The Crucifixion miniature, folio 99v, shows Christ and the two thieves raised on their crosses over a vast crowd which forms around them in a circular shape. Christ's body is twisted in pain, and painted with particular detail and skill. His chest rises heavily as he gasps for breath, while his body is rendered in delicate proportion.
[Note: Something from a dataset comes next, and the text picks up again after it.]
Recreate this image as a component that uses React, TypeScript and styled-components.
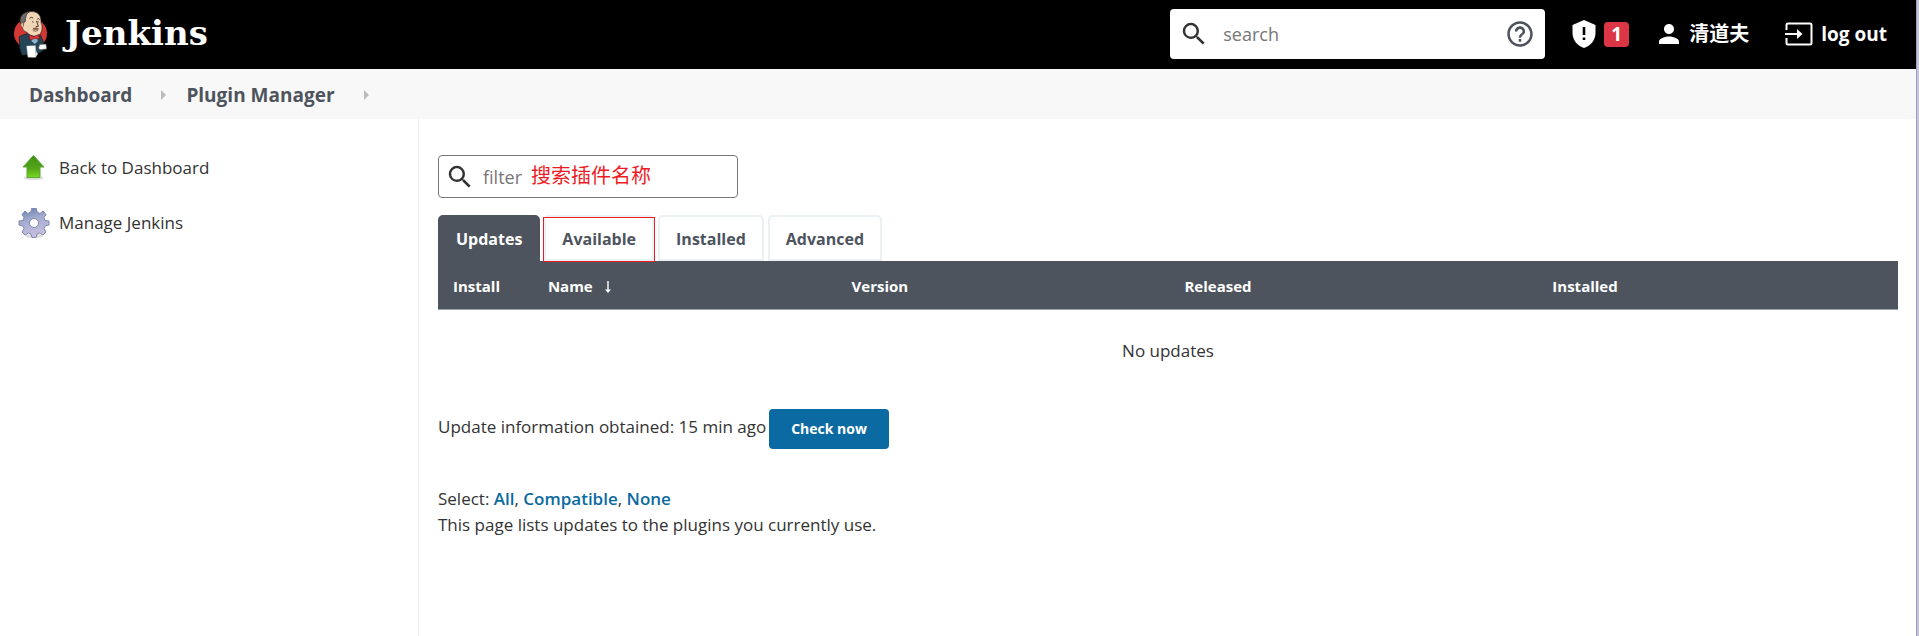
import React from 'react';
import styled, { createGlobalStyle } from 'styled-components';

const GlobalStyle = createGlobalStyle`
  *, *::before, *::after { box-sizing: border-box; }
  body {
    margin: 0;
    background: #fff;
    color: #333;
    font: 400 17px/26px "Open Sans", "Noto Sans CJK SC", sans-serif;
  }
  a { color: inherit; text-decoration: none; }
`;

const Frame = styled.div`
  min-height: 100vh;
  display: flex;
  padding-right: 2px;
  background: #c8c8cc;
`;

const Page = styled.div`
  flex: 1;
  min-width: 0;
  display: flex;
  flex-direction: column;
  background: #fff;
  border-right: 1px solid #9999dd;
`;

const Header = styled.header`
  display: flex;
  align-items: center;
  height: 69px;
  padding: 0 29px 1px 14px;
  background: #000;
  color: #fff;
  font-size: 19px;
  font-weight: 700;
`;

const Brand = styled.a`
  display: flex;
  align-items: center;
  gap: 18px;
  margin-right: auto;
  font-family: "DejaVu Serif", serif;
  font-size: 34px;
`;

const BrandName = styled.span`
  padding-bottom: 3px;
`;

const SearchBox = styled.label`
  display: flex;
  align-items: center;
  width: 375px;
  height: 50px;
  margin-right: 27px;
  padding: 0 11px 0 9px;
  border-radius: 4px;
  background: #fff;
  color: #333;
`;

const FilterBox = styled.label`
  position: relative;
  display: flex;
  align-items: center;
  width: 300px;
  height: 43px;
  padding: 0 6px;
  border: 1px solid #777;
  border-radius: 4px;
`;

const TextInput = styled.input<{ $gap: number }>`
  flex: 1;
  min-width: 0;
  margin-left: ${p => p.$gap}px;
  padding: 0;
  border: 0;
  outline: 0;
  background: transparent;
  color: #333;
  font: inherit;
  font-size: 18px;
  font-weight: 400;
  &::placeholder { color: #767676; opacity: 1; }
`;

const HelpLink = styled.a`
  display: flex;
  color: #4d545d;
`;

const HeaderLink = styled.a<{ $gap: number; $after?: number }>`
  display: flex;
  align-items: center;
  gap: ${p => p.$gap}px;
  margin-right: ${p => p.$after || 0}px;
  white-space: nowrap;
`;

const UserName = styled.span`
  font-size: 20px;
`;

const Badge = styled.span`
  width: 25px;
  height: 25px;
  border-radius: 4px;
  background: #dc3545;
  font-size: 19px;
  line-height: 25px;
  text-align: center;
`;

const Breadcrumbs = styled.nav`
  display: flex;
  align-items: center;
  height: 50px;
  padding: 2px 0 0 29px;
  background: #f8f8f8;
  color: #4d545d;
  font-size: 19px;
  font-weight: 700;
`;

const Crumb = styled.a`
  display: flex;
  align-items: center;
  margin-right: 20px;
  &::after {
    content: "";
    margin-left: 29px;
    border: 5px solid transparent;
    border-left-color: #bbb;
    border-right-width: 0;
  }
`;

const Body = styled.div`
  flex: 1;
  display: flex;
`;

const Sidebar = styled.nav`
  flex: 0 0 419px;
  padding: 21px 18px;
  border-right: 1px solid #e6f0f0;
`;

const Task = styled.a`
  display: flex;
  align-items: center;
  gap: 9px;
  height: 55px;
`;

const Main = styled.main`
  flex: 1;
  min-width: 0;
  padding: 36px 18px 36px 19px;
`;

const Annotation = styled.span`
  position: absolute;
  left: 92px;
  top: 6px;
  color: #ed1c24;
  font-size: 20px;
  line-height: 26px;
  font-family: KaiTi, "Noto Sans CJK SC", sans-serif;
  pointer-events: none;
`;

const Tabs = styled.nav`
  display: flex;
  gap: 4px;
  margin-top: 17px;
`;

const Tab = styled.a<{ $active?: boolean }>`
  position: relative;
  height: 46px;
  padding: 0 16px;
  border: 2px solid ${p => (p.$active ? '#4d545d' : '#ebf0f2')};
  border-radius: 5px 5px 0 0;
  background: ${p => (p.$active ? '#4d545d' : '#fff')};
  color: ${p => (p.$active ? '#fff' : '#4d545d')};
  font-size: 16px;
  font-weight: 700;
  line-height: 44px;
`;

const Highlight = styled.span`
  position: absolute;
  inset: 0 -3px -3px;
  border: 1px solid #ed1c24;
  pointer-events: none;
`;

const Table = styled.table`
  width: 100%;
  table-layout: fixed;
  border-collapse: separate;
  border-spacing: 0;
`;

const HeadCell = styled.th<{ $width: string }>`
  width: ${p => p.$width};
  height: 49px;
  padding: 2px 15px 0;
  border-bottom: 1px solid #98a1aa;
  background: #4d545d;
  color: #fff;
  font-size: 15px;
  font-weight: 700;
  text-align: left;
  svg { margin-left: 7px; vertical-align: -2px; }
`;

const EmptyCell = styled.td`
  height: 82px;
  padding: 0;
  text-align: center;
`;

const CheckRow = styled.div`
  display: flex;
  align-items: center;
  gap: 3px;
  margin: 17px 0 37px;
`;

const CheckText = styled.span`
  padding-bottom: 4px;
`;

const CheckButton = styled.button`
  height: 40px;
  padding: 0 22px;
  border: 0;
  border-radius: 4px;
  background: #0b6aa2;
  color: #fff;
  font: inherit;
  font-size: 14px;
  font-weight: 700;
`;

const SelectLink = styled.a`
  color: #0b6aa2;
  font-weight: 600;
`;

const Butler = () => (
  <svg width="33" height="49" viewBox="44 28 100 146" aria-hidden="true">
    <ellipse cx="94" cy="98" rx="50" ry="47" fill="#d33833" />
    <path d="M60 107 L82 99 L124 102 L134 126 L131 152 L112 160 L68 164 L61 142 Z" fill="#254456" stroke="#0d1a22" strokeWidth="2" />
    <path d="M94 108 L114 108 L116 122 L107 130 L98 122 Z" fill="#8fb3cb" />
    <path d="M64 60 C64 36 88 28 108 33 C124 38 126 52 126 66 C132 78 129 98 118 104 C106 109 90 104 83 94 C74 92 66 82 64 60 Z" fill="#f0d6b7" stroke="#33261c" strokeWidth="2" />
    <path d="M64 66 C58 46 72 34 91 32 C79 40 80 48 78 62 L74 64 L72 76 Z" fill="#6e6a6b" stroke="#241f1e" strokeWidth="2" />
    <path d="M72 66 C64 62 61 77 72 80" fill="#e6c49d" stroke="#6b4f3a" strokeWidth="2" />
    <path d="M91 52 Q96 46 102 51 M114 55 Q118 50 122 56 M99 62 L103 64 M115 62 L119 63 M112 60 L118 76 L110 77" fill="none" stroke="#4a382b" strokeWidth="3" />
    <path d="M99 84 Q110 76 121 84 Q110 91 99 84 Z" fill="#8b5e48" />
    <path d="M101 89 Q109 94 117 88" fill="none" stroke="#5a2f28" strokeWidth="2" />
    <path d="M89 102 L104 108 L119 101 L121 115 L107 113 L92 118 Z" fill="#e0353b" stroke="#6d1518" strokeWidth="2" />
    <path d="M122 131 L141 130 L143 145 L123 147 L118 142 Z" fill="#fff" stroke="#555" strokeWidth="2" />
    <path d="M82 136 L109 134 L111 152 L116 160 L109 171 L86 170 Z" fill="#fff" stroke="#999" strokeWidth="1" />
    <path d="M109 138 L110 168" stroke="#aaa" strokeWidth="2" />
  </svg>
);

const SearchIcon = () => (
  <svg width="30" height="30" viewBox="0 0 24 24" fill="#333" aria-hidden="true">
    <path d="M15.5 14h-.79l-.28-.27A6.47 6.47 0 0 0 16 9.5 6.5 6.5 0 1 0 9.5 16c1.61 0 3.09-.59 4.23-1.57l.27.28v.79l5 4.99L20.49 19l-4.99-5zm-6 0C7.01 14 5 11.99 5 9.5S7.01 5 9.5 5 14 7.01 14 9.5 11.99 14 9.5 14z" />
  </svg>
);

const HelpIcon = () => (
  <svg width="28" height="28" viewBox="1 1 22 22" fill="currentColor" aria-hidden="true">
    <path d="M11 18h2v-2h-2v2zm1-16C6.48 2 2 6.48 2 12s4.48 10 10 10 10-4.48 10-10S17.52 2 12 2zm0 18c-4.41 0-8-3.59-8-8s3.59-8 8-8 8 3.59 8 8-3.59 8-8 8zm0-14c-2.21 0-4 1.79-4 4h2c0-1.1.9-2 2-2s2 .9 2 2c0 2-3 1.75-3 5h2c0-2.25 3-2.5 3-5 0-2.21-1.79-4-4-4z" />
  </svg>
);

const ShieldIcon = () => (
  <svg width="24" height="28" viewBox="0 0 24 28" aria-hidden="true">
    <path d="M12 0 L23.500 5 V13 C23.500 20 18.500 26 12 28 C5.500 26 0.500 20 0.500 13 V5 Z" fill="#fff" />
    <path d="M10.700 7 h2.600 v8 h-2.600z M10.700 17.500 h2.600 v2.600 h-2.600z" fill="#000" />
  </svg>
);

const PersonIcon = () => (
  <svg width="20" height="20" viewBox="4 4 16 16" fill="#fff" aria-hidden="true">
    <path d="M12 12c2.210 0 4-1.790 4-4s-1.790-4-4-4-4 1.790-4 4 1.790 4 4 4zm0 2c-2.670 0-8 1.340-8 4v2h16v-2c0-2.660-5.330-4-8-4z" />
  </svg>
);

const LogoutIcon = () => (
  <svg width="28" height="24" viewBox="0 0 28 24" fill="none" stroke="#fff" strokeWidth="2" aria-hidden="true">
    <path d="M1.500 8 V3 Q1.500 1.500 3 1.500 H25 Q26.500 1.500 26.500 3 V21 Q26.500 22.500 25 22.500 H3 Q1.500 22.500 1.500 21 V16" />
    <path d="M0 12 H14" />
    <path d="M12 7 L17.500 12 L12 17 Z" fill="#fff" stroke="none" />
  </svg>
);

const UpIcon = () => (
  <svg width="32" height="30" viewBox="0 0 32 30" aria-hidden="true">
    <defs>
      <linearGradient id="up" x1="0" y1="0" x2="0" y2="1">
        <stop offset="0" stopColor="#3f8f16" />
        <stop offset="0.6" stopColor="#55a617" />
        <stop offset="1" stopColor="#76da1c" />
      </linearGradient>
    </defs>
    <ellipse cx="15.500" cy="25" rx="10" ry="2" fill="#ddd" />
    <path d="M15.500 2.500 L26 14 H22 V24.500 H9 V14 H5 Z" fill="url(#up)" stroke="#5aa637" strokeWidth="1" strokeLinejoin="round" />
  </svg>
);

const GearIcon = () => (
  <svg width="32" height="32" viewBox="0 0 32 32" aria-hidden="true">
    <defs>
      <linearGradient id="gear" x1="0" y1="0" x2="0.300" y2="1">
        <stop offset="0" stopColor="#5f7cac" />
        <stop offset="0.450" stopColor="#a3abcf" />
        <stop offset="1" stopColor="#c6bfdf" />
      </linearGradient>
    </defs>
    <ellipse cx="16" cy="29" rx="9" ry="2" fill="#ddd" />
    <path
      fill="url(#gear)"
      stroke="#8188ad"
      strokeWidth="1"
      strokeLinejoin="round"
      fillRule="evenodd"
      d="M13.500 1.500 H18.500 L19 5 L22 6.500 L25 4 L28 7.500 L26 10.500 L27 13.500 L31 14 V18 L27 19 L26 21.500 L28 25 L25 28 L21.500 26 L19 27 L18 30.500 H14 L13 27 L10.500 26 L7 28 L4 25 L6 21.500 L5 19 L1 18 V14 L5 13.500 L6 10.500 L4 7.500 L7 4 L10 6.500 L13 5 Z M16 11.500 A4.500 4.500 0 1 0 16 20.500 A4.500 4.500 0 1 0 16 11.500 Z"
    />
  </svg>
);

const SortArrow = () => (
  <svg width="8" height="14" viewBox="0 0 8 14" fill="none" stroke="#fff" aria-hidden="true">
    <path d="M4 1 V12" strokeWidth="1.400" />
    <path d="M1 9.500 H7 L4 13 Z" fill="#fff" stroke="none" />
  </svg>
);

export default function App() {
  return (
    <Frame>
      <GlobalStyle />
      <Page>
        <Header>
          <Brand href="#">
            <Butler />
            <BrandName>Jenkins</BrandName>
          </Brand>
          <SearchBox>
            <SearchIcon />
            <TextInput $gap={14} type="text" placeholder="search" aria-label="search" />
            <HelpLink href="#help" aria-label="Help">
              <HelpIcon />
            </HelpLink>
          </SearchBox>
          <HeaderLink href="#security" $gap={8} $after={30}>
            <ShieldIcon />
            <Badge>1</Badge>
          </HeaderLink>
          <HeaderLink href="#user" $gap={10} $after={36}>
            <PersonIcon />
            <UserName>清道夫</UserName>
          </HeaderLink>
          <HeaderLink href="#logout" $gap={8}>
            <LogoutIcon />
            log out
          </HeaderLink>
        </Header>
        <Breadcrumbs>
          <Crumb href="#dashboard">Dashboard</Crumb>
          <Crumb href="#plugins">Plugin Manager</Crumb>
        </Breadcrumbs>
        <Body>
          <Sidebar>
            <Task href="#dashboard">
              <UpIcon />
              Back to Dashboard
            </Task>
            <Task href="#manage">
              <GearIcon />
              Manage Jenkins
            </Task>
          </Sidebar>
          <Main>
            <FilterBox>
              <SearchIcon />
              <TextInput $gap={8} type="text" placeholder="filter" aria-label="filter" />
              <Annotation>搜索插件名称</Annotation>
            </FilterBox>
            <Tabs>
              <Tab href="#updates" $active>Updates</Tab>
              <Tab href="#available">
                Available
                <Highlight />
              </Tab>
              <Tab href="#installed">Installed</Tab>
              <Tab href="#advanced">Advanced</Tab>
            </Tabs>
            <Table>
              <thead>
                <tr>
                  <HeadCell $width="6.5%">Install</HeadCell>
                  <HeadCell $width="20.8%">
                    Name <SortArrow />
                  </HeadCell>
                  <HeadCell $width="22.8%">Version</HeadCell>
                  <HeadCell $width="25.2%">Released</HeadCell>
                  <HeadCell $width="24.7%">Installed</HeadCell>
                </tr>
              </thead>
              <tbody>
                <tr>
                  <EmptyCell colSpan={5}>No updates</EmptyCell>
                </tr>
              </tbody>
            </Table>
            <CheckRow>
              <CheckText>Update information obtained: 15 min ago</CheckText>
              <CheckButton type="button">Check now</CheckButton>
            </CheckRow>
            <div>
              Select: <SelectLink href="#all">All</SelectLink>, <SelectLink href="#compatible">Compatible</SelectLink>,{' '}
              <SelectLink href="#none">None</SelectLink>
            </div>
            <div>This page lists updates to the plugins you currently use.</div>
          </Main>
        </Body>
      </Page>
    </Frame>
  );
}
The Virgin Mary, dressed in blue, and Mary Magdalene, dressed in red, kneel at the foot of his cross. According to Kren, the image achieves its immediacy through the "numerous figures in motion — writhing, gesturing, stepping, or just listening with head attentively inclined". As with the other miniatures attributed to the Master, a number of the figures look outwards, as if towards the viewer. The work shows a number of similarities to a Deposition in the J. Paul Getty Museum, also thought to be by the Master's hand.

==Provenance==
Matthias, Holy Roman Emperor, acquired the book around 1580; he spent much of the period 1578–81 in the Netherlands. It disappeared after his death in 1619. It is thought to have been acquired by the Austrian National Library in Vienna c. 1721–27. The library was looted by Napoleon's troops in 1809, and the book was taken to Paris. It was returned to Vienna in 1815, following Napoleon's defeat at the Battle of Waterloo. It remains in the National Library of Austria, where it is classified as Codex Vindobonensis 1857.